5.2. More Experiments

Nine more subjects were recruited to run more experiments. The subjects are healthy/non-smoking females and males with no respiratory underlying medical conditions. The experiments were divided to two phases. The first phase, involving all 9 subjects, was conducted in a set-up as depicted in Figure 2. Two minutes of breathing were recorded. Each recording was split into 12 non-overlapped sections of 10 s to cover the whole two minutes. The maximum error and the mean error (over these 12 sections) is reported in

Table 3. Experiments results.

Subject Gender [f/m]	Subject Age [years]	Mean Breathing Rate [BPM]	Mean Error [BPM]	Mean Error [% of Breathing Rate]
f	25	14	0.27	1.92
f	28	13	0.33	2.53
f	31	16	0.29	1.81
m	35	16	0.29	1.81
f	38	14	0.39	2.78
f	39	14	0.31	2.21
m	41	15	0.40	2.66
m	43	13	0.39	2.92
m	43	17	0.41	2.41

.

5.3. Extracted Signal Fidelity

The extracted signals are paramount to the estimator’s accuracy. Therefore, we designed a few more experiments to demonstrate the extracted signal fidelity. In these experiments, we chose one male subject of age 43 and asked him to breathe at different breathing rates according to the cadence of a metronome. We recorded the torso movement through time using Neulog’s Respiration Monitor Belt logger NUL-236 [20] to be used as a golden reference or ground truth. Except for visually confirming high correlation between the video, radar and ground truth, as depicted in Figure 7, Figure 8, Figure 9 and Figure 10, we also ran a sample by sample sliding window of 10 s, on approximately 60 s of recording.
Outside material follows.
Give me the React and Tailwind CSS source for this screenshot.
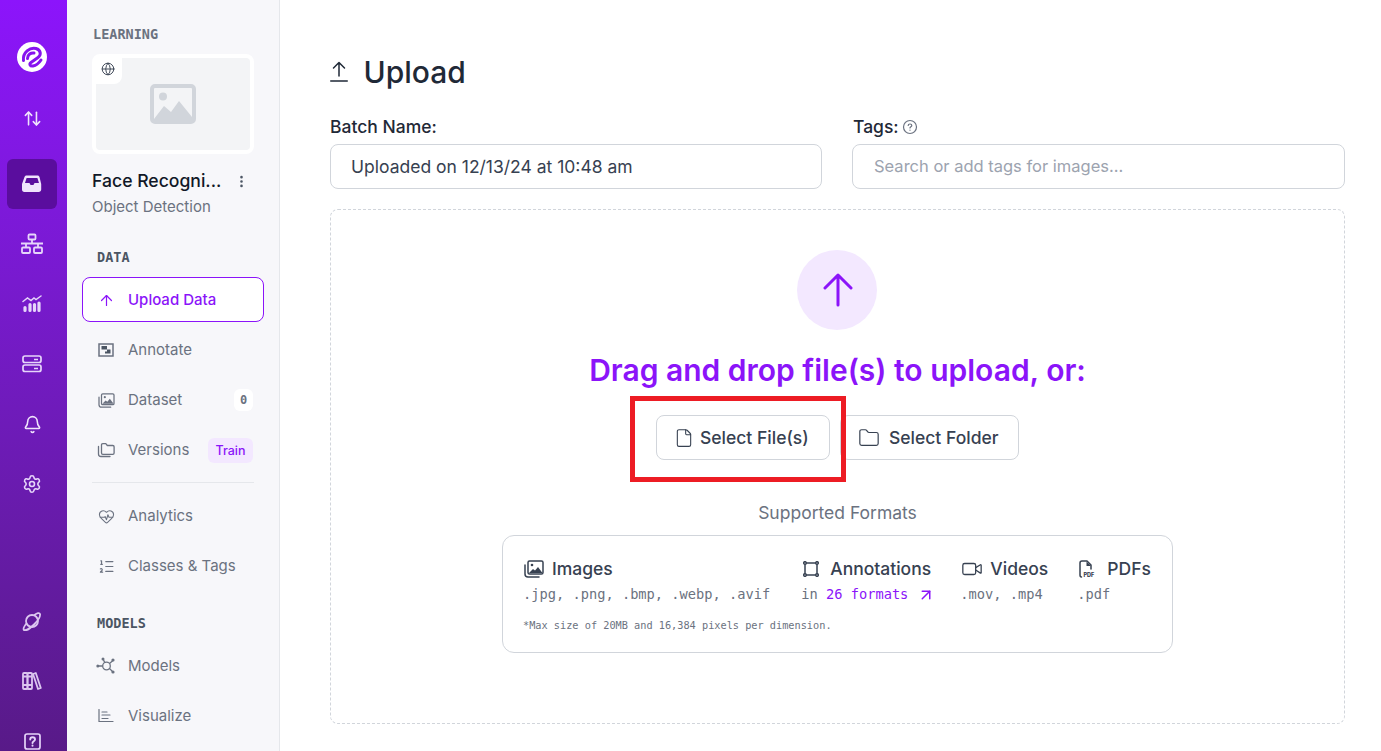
import { ArrowUp, ArrowUpDown, ArrowUpRight, Bell, EllipsisVertical, File, Folder, Globe, HeartPulse, ListOrdered, Settings, Video } from "lucide-react";

function Logo() {
  return (
    <svg width="30" height="30" viewBox="0 0 30 30" fill="none">
      <circle cx="15" cy="15" r="15" fill="white" />
      <path d="M6.500 18.500 C5.500 10.500 13 5 19 6.500 C24 8 24.500 13 21 15.500 L14 20.500 C12 22 13 24.500 16 24 C19 23.500 22 21 24 18" stroke="#8612ef" strokeWidth="3" strokeLinecap="round" />
      <path d="M10.500 16.500 C10.500 12.500 14 10.500 17 11" stroke="#8612ef" strokeWidth="3" strokeLinecap="round" />
    </svg>
  );
}

function InboxIcon() {
  return (
    <svg width="20" height="20" viewBox="0 0 20 20">
      <path fillRule="evenodd" fill="#efe3fc" d="M4.500 1.500h11c1 0 1.700.6 2 1.500l1.700 7v5.500c0 1.400-1.100 2.500-2.500 2.500H2.300C.9 18 0 16.900 0 15.500V10l2.500-7c.3-.9 1-1.500 2-1.500zM4.600 4 3 9h4c.5 0 .8.3 1 .7l.5 1.300h3l.5-1.300c.2-.4.5-.7 1-.7h4l-1.600-5H4.600z" />
    </svg>
  );
}

function NetworkIcon() {
  return (
    <svg width="24" height="22" viewBox="0 0 24 22" fill="none" stroke="#e6d5fa" strokeWidth="1.800">
      <rect x="8.500" y="1.500" width="7" height="5" rx="1" />
      <rect x="2" y="14.500" width="8" height="5.500" rx="1" />
      <rect x="14" y="14.500" width="8" height="5.500" rx="1" />
      <path d="M12 6.500v4M1 10.500h22" />
      <path d="M6 10.500v4M18 10.500v4" />
    </svg>
  );
}

function ChartIcon() {
  return (
    <svg width="20" height="18" viewBox="0 0 20 18" fill="none" stroke="#e6d5fa" strokeWidth="1.500" strokeLinecap="round">
      <path d="M1 6.500l4.500-3.500 3.500 2.500 3-2.500 2 1.500L19 1" />
      <path d="M3 12.500v3M8 9.500v6M12.500 9.500v6M17 8v7.500" strokeWidth="3.200" />
    </svg>
  );
}

function ServerIcon() {
  return (
    <svg width="20" height="18" viewBox="0 0 20 18" fill="none" stroke="#e6d5fa" strokeWidth="1.700">
      <rect x="1" y="1" width="18" height="6.500" rx="2" />
      <rect x="1" y="10" width="18" height="6.500" rx="2" />
      <path d="M12 4.500h4M12 13.500h4" strokeWidth="1.300" />
    </svg>
  );
}

function PlanetIcon() {
  return (
    <svg width="20" height="20" viewBox="0 0 20 20" fill="none" stroke="#dcc6f0" strokeWidth="1.800" strokeLinecap="round">
      <circle cx="10" cy="10" r="6" />
      <path d="M4.500 12.500 C2 15.500 1 18 2 19 C3.500 20 8 17.500 12 13.500 C16 9.500 18.500 5 18 3 C17.500 1.500 15 2 12.500 4" />
    </svg>
  );
}

function LibraryIcon() {
  return (
    <svg width="20" height="18" viewBox="0 0 20 18" fill="none" stroke="#dcc6f0" strokeWidth="1.800" strokeLinejoin="round">
      <rect x="1" y="1" width="4.500" height="16" rx="1" />
      <rect x="5.500" y="1" width="4.500" height="16" rx="1" />
      <path d="M11 2l2.800-1 5 15-2.800 1z" />
      <path d="M1 4.500h9M1 13h9" />
    </svg>
  );
}

function HelpIcon() {
  return (
    <svg width="17" height="17" viewBox="0 0 17 17" fill="none" stroke="#e6d5fa" strokeWidth="1.700" strokeLinecap="round">
      <rect x="1" y="1" width="15" height="15" rx="2" />
      <path d="M6.200 6.500c0-3 4.800-3 4.800 0 0 1.800-2.500 1.800-2.500 3.500" strokeWidth="1.900" />
      <path d="M8.500 12.600v.2" strokeWidth="2" />
    </svg>
  );
}

function AnnotateIcon() {
  return (
    <svg width="16" height="14" viewBox="0 0 16 14" fill="none" stroke="#6b7280" strokeWidth="1.500">
      <rect x="1" y="1" width="14" height="12" />
      <path d="M3.500 3h5.500v3.500h-5.500zM9 6.500h3.500v4h-5.500v-2h2z" fill="#4b5563" stroke="none" />
    </svg>
  );
}

function VersionsIcon() {
  return (
    <svg width="18" height="16" viewBox="0 0 18 16" fill="none" stroke="#6b7280" strokeWidth="1.300" strokeLinecap="round" strokeLinejoin="round">
      <path d="M4.500 11V3c0-.8.5-1.300 1.300-1.300h3l1.500 1.800h5.500c.8 0 1.300.5 1.300 1.300V11c0 .8-.5 1.300-1.300 1.300H5.800c-.8 0-1.300-.5-1.300-1.300z" />
      <path d="M1.500 4.500v7.500c0 1.500 1 2.500 2.500 2.500h9" />
    </svg>
  );
}

function ImagesStack({ color, width = 20, height = 18 }) {
  return (
    <svg width={width} height={height} viewBox="0 0 20 18" fill="none">
      <path d="M1 5v9c0 1.700 1.300 3 3 3h11" stroke={color} strokeWidth="1.500" strokeLinecap="round" />
      <rect x="4" y="1" width="15" height="13" rx="1.500" stroke={color} strokeWidth="1.500" />
      <circle cx="8" cy="5" r="1.300" fill={color} />
      <path d="M5 13l4-4 2 1.500 3-3.500 4.500 6z" fill={color} />
    </svg>
  );
}

function VisualizeIcon() {
  return (
    <svg width="16" height="14" viewBox="0 0 16 14" fill="none" stroke="#6b7280" strokeWidth="1.200" strokeLinecap="round">
      <path d="M1 0.500v12h14" />
      <path d="M4 3h5M4 6h8M4 9.500h6" />
    </svg>
  );
}

function ModelsIcon() {
  return (
    <svg width="20" height="18" viewBox="0 0 20 18" fill="none" stroke="#6b7280" strokeWidth="1.300">
      <circle cx="10.500" cy="9" r="3.800" />
      <path d="M7.500 3l1.300 2.600M17 3.500l-3.500 3M17 15l-3.500-3.500M2 9h4.700" />
      <circle cx="7" cy="2" r="1.500" fill="#6b7280" stroke="none" />
      <circle cx="17" cy="3" r="1.600" fill="#6b7280" stroke="none" />
      <circle cx="17" cy="15" r="1.600" fill="#6b7280" stroke="none" />
      <circle cx="1.800" cy="9" r="1.500" fill="#6b7280" stroke="none" />
    </svg>
  );
}

function PlaceholderImage() {
  return (
    <svg width="46" height="40" viewBox="0 0 46 40" fill="none">
      <rect x="2" y="2" width="42" height="36" rx="3" stroke="#d1d5db" strokeWidth="4" />
      <circle cx="13" cy="12.500" r="4" fill="#d1d5db" />
      <path d="M4 35 L14 22 L21 28 L29 17 L42 33 V36 H4z" fill="#d1d5db" />
    </svg>
  );
}

function ShapeIcon() {
  return (
    <svg width="16" height="16" viewBox="0 0 16 16" fill="none" stroke="#374151" strokeWidth="1.500">
      <path d="M2 2h12v12H2z" />
      <g fill="#fff">
        <circle cx="2" cy="2" r="1.300" />
        <circle cx="14" cy="2" r="1.300" />
        <circle cx="2" cy="14" r="1.300" />
        <circle cx="14" cy="14" r="1.300" />
      </g>
    </svg>
  );
}

function PdfIcon() {
  return (
    <svg width="18" height="18" viewBox="0 0 18 18" fill="none">
      <path d="M2 15V3c0-1 .7-2 2-2h5l4 4v4M2 15c0 1 .4 2 1.500 2" stroke="#374151" strokeWidth="1.500" strokeLinejoin="round" strokeLinecap="round" />
      <path d="M8.500 1.500V6h4.500z" fill="#374151" />
      <text x="5.500" y="16.500" fontSize="5.500" fontWeight="800" fill="#374151" fontFamily="Inter, sans-serif">PDF</text>
    </svg>
  );
}

function UploadTrayIcon() {
  return (
    <svg width="18" height="24" viewBox="0 0 18 24" fill="none" stroke="#1f2937" strokeWidth="1.500" strokeLinecap="round" strokeLinejoin="round">
      <path d="M9 16V2.500M3.500 8L9 2.500 14.500 8" />
      <path d="M0.750 21h16.500" />
    </svg>
  );
}

function RailItem({ children, active, className = "" }) {
  return (
    <div className={`w-[50px] h-[50px] shrink-0 flex items-center justify-center rounded-md ${active ? "bg-[#5a0d9e]" : ""} ${className}`}>
      {children}
    </div>
  );
}

function SectionLabel({ children, className = "" }) {
  return (
    <div className={`font-['DejaVu_Sans_Mono',monospace] text-[13.5px] leading-4 font-bold ${className}`}>
      {children}
    </div>
  );
}

function NavItem({ icon, label, right }) {
  return (
    <div className="h-[50px] flex items-center pl-[14px] pr-[11px] text-[15px] text-[#6b7280]">
      <span className="w-[20px] flex justify-center">{icon}</span>
      <span className="ml-[12px]">{label}</span>
      {right && <span className="ml-auto">{right}</span>}
    </div>
  );
}

function Format({ icon, title, children, gap = "gap-2", className = "" }) {
  return (
    <div className={className}>
      <div className={`flex items-center h-[24px] text-[17.5px] font-medium text-[#374151] ${gap}`}>
        {icon}
        <span>{title}</span>
      </div>
      <div className="mt-[3px] -ml-[1px] font-['DejaVu_Sans_Mono',monospace] text-[13.7px] leading-5 text-[#6b7280] whitespace-nowrap">
        {children}
      </div>
    </div>
  );
}

export default function App() {
  return (
    <div className="h-[751px] flex overflow-hidden bg-white font-['Inter',sans-serif]">
      <div className="w-[67px] shrink-0 flex flex-col pl-[7px] pt-[42px] overflow-hidden bg-gradient-to-b from-[#8c14fb] to-[#581a88]">
        <div className="w-[50px] flex justify-center shrink-0"><Logo /></div>
        <RailItem className="mt-[21px]"><ArrowUpDown size={19} color="#efe3fc" strokeWidth={2} /></RailItem>
        <RailItem active className="mt-[16px]"><InboxIcon /></RailItem>
        <RailItem className="mt-[10px]"><NetworkIcon /></RailItem>
        <RailItem className="mt-[10px]"><ChartIcon /></RailItem>
        <RailItem className="mt-[10px]"><ServerIcon /></RailItem>
        <RailItem className="mt-[10px]"><Bell size={19} color="#efe3fc" strokeWidth={2} /></RailItem>
        <RailItem className="mt-[10px]"><Settings size={20} color="#e6d5fa" strokeWidth={1.900} /></RailItem>
        <RailItem className="mt-[87px]"><PlanetIcon /></RailItem>
        <RailItem className="mt-[10px]"><LibraryIcon /></RailItem>
        <RailItem className="mt-[10px]"><HelpIcon /></RailItem>
      </div>

      <div className="w-[213px] shrink-0 bg-[#f7f7fa] border-r border-[#e5e7eb] pl-[15px] pr-[15px]">
        <SectionLabel className="mt-[26px] ml-[11px] text-[#6b7280]">LEARNING</SectionLabel>
        <div className="relative mt-[12px] ml-[10px] w-[162px] h-[100px] rounded-lg border-[4px] border-white bg-[#f3f4f6] flex items-center justify-center">
          <PlaceholderImage />
          <div className="absolute top-0 left-0 w-[26px] h-[26px] bg-white rounded-br-lg flex items-center pl-[5px] pb-[4px]">
            <Globe size={14} color="#374151" strokeWidth={1.600} />
          </div>
        </div>
        <div className="mt-[15px] ml-[10px] flex items-center w-[162px] pr-[5px]">
          <span className="text-[17.6px] leading-6 font-medium text-[#111827] whitespace-nowrap">Face Recogni...</span>
          <EllipsisVertical size={15} color="#4b5563" className="ml-auto shrink-0" strokeWidth={2.200} />
        </div>
        <div className="ml-[10px] mt-[4px] text-[15px] leading-5 text-[#6b7280]">Object Detection</div>

        <SectionLabel className="mt-[32px] ml-[15px] text-[#4b5563]">DATA</SectionLabel>
        <div className="mt-[12px] h-[45px] w-[182px] flex items-center pl-[13px] pt-[2px] rounded-lg border border-[#8b14f9] bg-white text-[15px] font-medium text-[#8b14f9]">
          <span className="w-[20px] flex justify-center"><ArrowUp size={17} strokeWidth={1.700} /></span>
          <span className="ml-[12px]">Upload Data</span>
        </div>
        <div className="mt-[3px]">
          <NavItem icon={<AnnotateIcon />} label="Annotate" />
          <NavItem
            icon={<ImagesStack color="#6b7280" width={17} height={15} />}
            label="Dataset"
            right={<span className="block w-[19px] h-[22px] rounded-md bg-white text-center font-['DejaVu_Sans_Mono',monospace] text-[12px] leading-[22px] font-bold text-[#6b7280]">0</span>}
          />
          <NavItem
            icon={<VersionsIcon />}
            label="Versions"
            right={<span className="block w-[45px] h-[25px] rounded-md bg-[#f3e8ff] text-center text-[12.500px] leading-[25px] font-medium text-[#8b14f9]">Train</span>}
          />
        </div>
        <div className="mt-[7px] ml-[10px] w-[162px] h-px bg-[#e5e7eb]" />
        <div className="mt-[8px]">
          <NavItem icon={<HeartPulse size={17} strokeWidth={1.500} />} label="Analytics" />
          <NavItem icon={<ListOrdered size={17} strokeWidth={1.700} />} label="Classes & Tags" />
        </div>
        <SectionLabel className="mt-[24px] ml-[15px] text-[#4b5563]">MODELS</SectionLabel>
        <div className="mt-[10px]">
          <NavItem icon={<ModelsIcon />} label="Models" />
          <NavItem icon={<VisualizeIcon />} label="Visualize" />
        </div>
      </div>

      <div className="relative flex-1 min-w-0 pl-[50px] pr-[36px]">
        <div className="mt-[52px] flex items-center h-[40px]">
          <UploadTrayIcon />
          <h1 className="ml-[15.5px] text-[30px] leading-10 font-medium text-[#1f2937]">Upload</h1>
        </div>

        <div className="mt-[23px] grid grid-cols-[492px_1fr] gap-[30px]">
          <div>
            <label className="block text-[17.5px] leading-6 font-medium text-[#1f2937]">Batch Name:</label>
            <div className="mt-[5px] h-[45px] flex items-center px-[20px] pt-[2px] rounded-lg border border-[#d1d5db] text-[17.5px] text-[#374151]">
              Uploaded on 12/13/24 at 10:48 am
            </div>
          </div>
          <div>
            <label className="ml-[1px] flex items-center gap-[3px] text-[17.5px] leading-6 font-medium text-[#1f2937]">
              Tags:
              <svg width="16" height="16" viewBox="0 0 16 16" fill="none" stroke="#6b7280" strokeWidth="1.200" strokeLinecap="round">
                <circle cx="8" cy="8" r="6.500" />
                <path d="M6.200 6.500c0-2 3.600-2 3.600 0 0 1.300-1.800 1.300-1.800 2.500M8 11v.2" />
              </svg>
            </label>
            <div className="mt-[5px] h-[45px] flex items-center pl-[21px] rounded-lg border border-[#d1d5db] text-[16.500px] text-[#9ca3af]">
              Search or add tags for images...
            </div>
          </div>
        </div>

        <div className="mt-[20px] h-[515px] rounded-lg border border-dashed border-[#d1d5db] flex flex-col items-center pt-[40px]">
          <div className="w-[80px] h-[80px] mr-[1px] rounded-full bg-[#f3e8ff] flex items-center justify-center">
            <svg className="ml-[1px]" width="30" height="34" viewBox="0 0 30 34" fill="none" stroke="#8b14f9" strokeWidth="3" strokeLinecap="round" strokeLinejoin="round">
              <path d="M15 32V2M2 15L15 2l13 13" />
            </svg>
          </div>
          <div className="mt-[20px] text-[30px] leading-[41px] font-semibold text-[#8b14f9]">Drag and drop file(s) to upload, or:</div>
          <div className="mt-[24px] flex gap-[10px]">
            <button className="w-[174px] h-[45px] flex items-center pl-[17px] pt-[1px] gap-[6px] rounded-lg border border-[#d1d5db] text-[17.5px] font-medium text-[#374151]">
              <File size={20} strokeWidth={1.300} />
              Select File(s)
            </button>
            <button className="w-[179px] h-[45px] flex items-center pl-[17px] pt-[1px] gap-[9px] rounded-lg border border-[#d1d5db] text-[17.5px] font-medium text-[#374151]">
              <Folder size={22} strokeWidth={1.300} />
              Select Folder
            </button>
          </div>
          <div className="mt-[41px] text-[17.5px] leading-6 text-[#6b7280]">Supported Formats</div>
          <div className="mt-[10px] w-[671px] h-[118px] rounded-xl border border-[#d1d5db] px-[21px] pt-[21px]">
            <div className="flex gap-[30px]">
              <Format icon={<ImagesStack color="#374151" />} title="Images">.jpg, .png, .bmp, .webp, .avif</Format>
              <Format className="ml-[1px]" icon={<span className="ml-[2px] flex"><ShapeIcon /></span>} title="Annotations" gap="gap-[11px]">
                <span className="ml-[1px]">in </span><span className="text-[#8b14f9]">26 formats</span>
                <ArrowUpRight size={18} color="#8b14f9" className="inline -my-1 ml-[9px] -mr-[4px]" strokeWidth={2} />
              </Format>
              <Format icon={<Video size={22} strokeWidth={1.400} color="#374151" />} title="Videos" gap="gap-[7px]">.mov, .mp4</Format>
              <Format icon={<PdfIcon />} title="PDFs" gap="gap-[11px]">.pdf</Format>
            </div>
            <div className="mt-[13px] -ml-[1px] font-['DejaVu_Sans_Mono',monospace] text-[10.250px] leading-4 text-[#6b7280]">
              *Max size of 20MB and 16,384 pixels per dimension.
            </div>
          </div>
        </div>

        <div className="absolute left-[350px] top-[396px] w-[216px] h-[86px] border-[5px] border-[#ed1c24]" />
      </div>
    </div>
  );
}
On each 10 s window, we performed DFT and compared the peak frequency value between the radar, RGB, and depth signals. We report the accuracy results in

Table 4. Signal fidelity experimental results.

Breathing Rate (BPM)	Mean Radar Error (BPM)	Mean RGB Error (BPM)	Mean Depth Error (BPM)
9.37	0	0	0.0020
23.43	0	0	0.0019
33.98	0.0191	0.0191	0.0193
56.25	0.1254	0.1688	0.1731

. As can be seen, the fidelity of the signals extracted is very high, with maximum error of 0.1731 BPM (error of 0.3%) for the scenario in which the subject was breathing extremely fast.

6. Conclusions

This paper presents a novel, illumination insensitive system and set of algorithms from which a human breathing rate is remotely extracted, using a radar and a RGBD camera. The vision-based algorithm is estimating the breathing rate by tracking in three dimensions (x, y, depth) points of interest in the frame coupled with the radar-based estimation, which are then fused into a single more accurate estimation using a ML approach. Experiments were done on 14 subjects and show over twofold improvement comparing to the results we reported at [9], which were RGB vision-based only. Moreover, the extracted signals (from the RGD, depth, and radar modalities) fidelity was qualitatively and quantitatively inspected and yielded very positive, high fidelity results.